Ottawa won both games in Pittsburgh, where the Penguins have lost 10 of their last 13 playoff games -- though none of these players were responsible for those other losses. Pittsburgh has come back from 3-1 deficits before, most recently in 1995 against Washington, but the Senators are 3-0 after they go up 3-1.
"You've got to win the next game, that's the way you look at it. You can't win three [games] in one [night]," Crosby said. "You win the next one."
Ottawa's Ray Emery stopped 23 of 24 shots Tuesday and limited them to three goals in the two games in Pittsburgh.
Emery was key factor
"He was the difference tonight," Penguins coach Michel Therrien said.
The Senators got off to a fast start, as they have done throughout the series, and took a 1-0 lead with about 31/2 minutes gone when Spezza's intended pass toward the net deflected off Penguins rookie Jordan Staal's stick and into the net.
There has been a goal scored in the opening four minutes of every game.

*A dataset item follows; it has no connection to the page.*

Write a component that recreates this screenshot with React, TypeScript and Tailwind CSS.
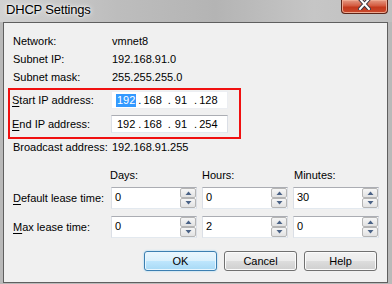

Ottawa kept pressing for a 2-0 lead for the rest of the period but couldn't get it, then saw the momentum shift.
"It wasn't a defensive game," the Senators' Chris Phillips said. "Both goalies made tremendous saves."
The Penguins were outscored 6-1 in the second period in the first three games, but was in control throughout this time and got the tying goal about eight minutes in -- with Staal scoring this time for his own team.
Michel Ouellet pushed the puck from behind the net toward 40-year-old Gary Roberts, but the 18-year-old Staal got his stick on it and put it past Emery for his third goal of the series. Staal is one of the five youngest players in NHL history to score a Stanley Cup playoff goal.